++++ Supplied material
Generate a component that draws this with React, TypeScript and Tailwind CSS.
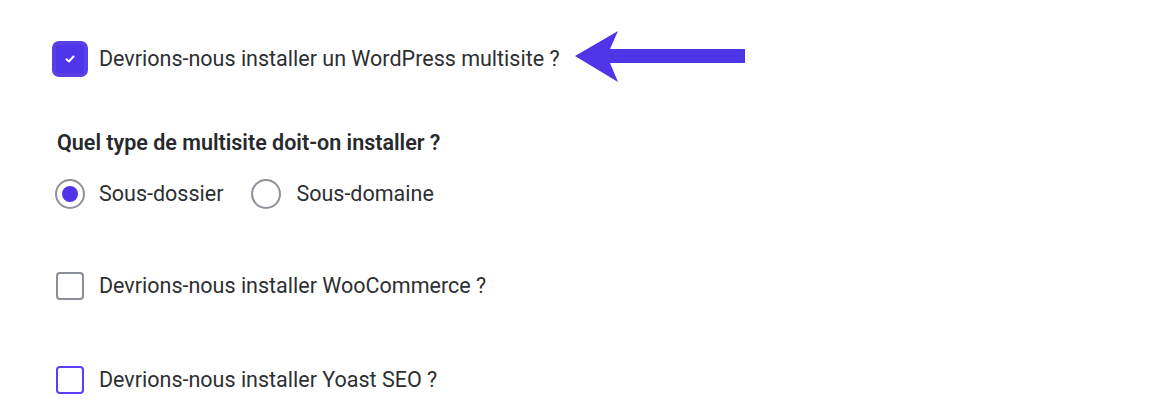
import React from 'react'

function CheckMark() {
  return (
    <svg width="10" height="8" viewBox="0 0 10 8" fill="none">
      <path d="M1.5 4.2 L4 6.5 L8.5 1.5" stroke="white" strokeWidth="2" strokeLinecap="round" strokeLinejoin="round" />
    </svg>
  )
}

export default function App() {
  return (
    <div className="relative w-[1156px] h-[418px] bg-white overflow-hidden font-['Roboto',sans-serif] text-[#2d2f33]">
      {/* annotation arrow */}
      <svg className="absolute left-[574px] top-[28px]" width="172" height="56" viewBox="0 0 172 56">
        <polygon points="1,28 44,3 36,21 171,21 171,35 36,35 44,54" fill="#4f35e8" />
      </svg>

      <div className="flex flex-col pl-[52px] pt-[41px]">
        <label className="flex items-center gap-[11px]">
          <span className="w-9 h-9 rounded-[7px] bg-[#4f35e8] border-4 border-[#5840e6] flex items-center justify-center">
            <CheckMark />
          </span>
          <span className="text-[21.5px] leading-7">Devrions-nous installer un WordPress multisite ?</span>
        </label>

        <h3 className="mt-[52px] pl-[5px] text-[21.5px] leading-7 font-semibold text-[#27292d]">
          Quel type de multisite doit-on installer ?
        </h3>

        <div className="mt-[22px] pl-[3px] flex items-center">
          <label className="flex items-center gap-[14px]">
            <span className="w-[30px] h-[30px] rounded-full border-2 border-[#8e9199] flex items-center justify-center">
              <span className="w-4 h-4 rounded-full bg-[#4f35e8]" />
            </span>
            <span className="text-[21.5px] leading-7">Sous-dossier</span>
          </label>
          <label className="flex items-center gap-[15px] ml-[28px]">
            <span className="w-[30px] h-[30px] rounded-full border-2 border-[#8e9199]" />
            <span className="text-[21.5px] leading-7">Sous-domaine</span>
          </label>
        </div>

        <label className="mt-[63px] pl-1 flex items-center gap-[15px]">
          <span className="w-7 h-7 rounded-[4px] border-2 border-[#8b8f99]" />
          <span className="text-[21.5px] leading-7">Devrions-nous installer WooCommerce ?</span>
        </label>

        <label className="mt-[66px] pl-1 flex items-center gap-[15px]">
          <span className="w-7 h-7 rounded-[4px] border-2 border-[#5b3ef5]" />
          <span className="text-[21.5px] leading-7">Devrions-nous installer Yoast SEO ?</span>
        </label>
      </div>
    </div>
  )
}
++++++++
Ignore the images and quote every line of the listing exactly.

Written solution —
Generate a component that draws this with React, TypeScript and Tailwind CSS.
import React from 'react'

function CheckMark() {
  return (
    <svg width="10" height="8" viewBox="0 0 10 8" fill="none">
      <path d="M1.5 4.2 L4 6.5 L8.5 1.5" stroke="white" strokeWidth="2" strokeLinecap="round" strokeLinejoin="round" />
    </svg>
  )
}

export default function App() {
  return (
    <div className="relative w-[1156px] h-[418px] bg-white overflow-hidden font-['Roboto',sans-serif] text-[#2d2f33]">
      {/* annotation arrow */}
      <svg className="absolute left-[574px] top-[28px]" width="172" height="56" viewBox="0 0 172 56">
        <polygon points="1,28 44,3 36,21 171,21 171,35 36,35 44,54" fill="#4f35e8" />
      </svg>

      <div className="flex flex-col pl-[52px] pt-[41px]">
        <label className="flex items-center gap-[11px]">
          <span className="w-9 h-9 rounded-[7px] bg-[#4f35e8] border-4 border-[#5840e6] flex items-center justify-center">
            <CheckMark />
          </span>
          <span className="text-[21.5px] leading-7">Devrions-nous installer un WordPress multisite ?</span>
        </label>

        <h3 className="mt-[52px] pl-[5px] text-[21.5px] leading-7 font-semibold text-[#27292d]">
          Quel type de multisite doit-on installer ?
        </h3>

        <div className="mt-[22px] pl-[3px] flex items-center">
          <label className="flex items-center gap-[14px]">
            <span className="w-[30px] h-[30px] rounded-full border-2 border-[#8e9199] flex items-center justify-center">
              <span className="w-4 h-4 rounded-full bg-[#4f35e8]" />
            </span>
            <span className="text-[21.5px] leading-7">Sous-dossier</span>
          </label>
          <label className="flex items-center gap-[15px] ml-[28px]">
            <span className="w-[30px] h-[30px] rounded-full border-2 border-[#8e9199]" />
            <span className="text-[21.5px] leading-7">Sous-domaine</span>
          </label>
        </div>

        <label className="mt-[63px] pl-1 flex items-center gap-[15px]">
          <span className="w-7 h-7 rounded-[4px] border-2 border-[#8b8f99]" />
          <span className="text-[21.5px] leading-7">Devrions-nous installer WooCommerce ?</span>
        </label>

        <label className="mt-[66px] pl-1 flex items-center gap-[15px]">
          <span className="w-7 h-7 rounded-[4px] border-2 border-[#5b3ef5]" />
          <span className="text-[21.5px] leading-7">Devrions-nous installer Yoast SEO ?</span>
        </label>
      </div>
    </div>
  )
}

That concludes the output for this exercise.